1. you first find out if your "master keyboard" really works: Try to run another program where you can run the the keyboard(you can use a trial and the uninstall it after)
2. if that works then it is another place not the keyboard, then it can bee the program / sound card / configuration . you can find the reason manual here : http://www.scribd.com/doc/13823619/Reason-4-Manual-English Check if the configuration to the midi keyboard is ok. FOR THE SOUND CARD: be sure that you do not have anything else that can interrupt the sound card. Shut down other recorders and other software that use the sound card and bee sure that you use the same sound card configuration (normally it is realtec the default)
Think of MIDI like the old time player pianos where you put a roll into it and the punches on the paper roll told the piano what notes to play. MIDI is a way for computers and musical instruments to communicate what is being played. When you plug your keyboard into your computer and enable it in Cakewalk, then Cakewalk records what notes you are playing on your keyboard (makes a piano roll file). Then when you tell Cakewalk to play this file back it communicates to your keyboard and says play these notes just like a person was sitting there playing these notes. The distinction here is you are recording and playing back your performance (which keys you pressed, how hard you struck the keys, how long you held the keys for sustain, etc...). No sound is actually being recorded, just the PERFORMANCE. When you play it back, the keyboard regenerates the sounds on the fly just as if you were actually sitting there performing the music again. Same thing applies to other MIDI enabled instruments (drums, guitar, saxaphone, etc...). This opens up all kinds of possibilities, you can redirect the recorded MIDI file to a completely different sound or instrument. Example... you record MIDI of you playing piano song, then you have Cakewalk play this MIDI back to your keyboard but you change the sound on your keyboard to guitar, it will play the same song, but now you will hear guitar instead of piano. Get it?

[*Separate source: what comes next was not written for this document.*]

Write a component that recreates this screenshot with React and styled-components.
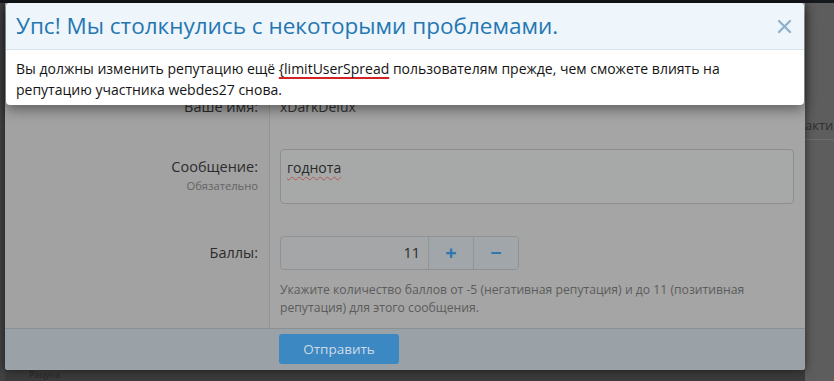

1rst- Maybe you choose the incorrect metronome. On analog audio record use your default audio card metronome and on MIDI audio record, use MIDI metronome! 2nd- Check your memory video card & remember your computer speed is as fast as the lowest speed component on it. Pardon my poor English!!!!
you are likely running it thru a soft synth. Check the help files there is a section in there on "using soft synths" that will explain it more fully. Plus a usb connection can sometimes be problematic (not always). But the tutorial in the help files will tell u how to use the sounds from the piano instead of the MIDI sounds
o always run at 0 on play back recording -3 with drums use anlog cables then select anlog 48000 24 bit if u can if its digital cable might use 96000 bit rate ok spdif watch it close on digital for digital clips never go in red keep steady balence cheak your sorse tape how loud is that adjust your stuff to sound good at peaks never hit red in digital mode does this help sum
Certain early models of the Sound Blaster
cannot do both MIDI input and wave (audio) output at the same time. Thus,
if you've selected "Creative Labs" as a MIDI In device in Cakewalk’s
Options | MIDI Devices dialog, wave audio output won't work. Note that
MIDI output will work fine along with wave audio output: you can select
Creative Labs from the list of MIDI Out devices. The problem occurs only
when you've selected the Creative Labs MIDI In device.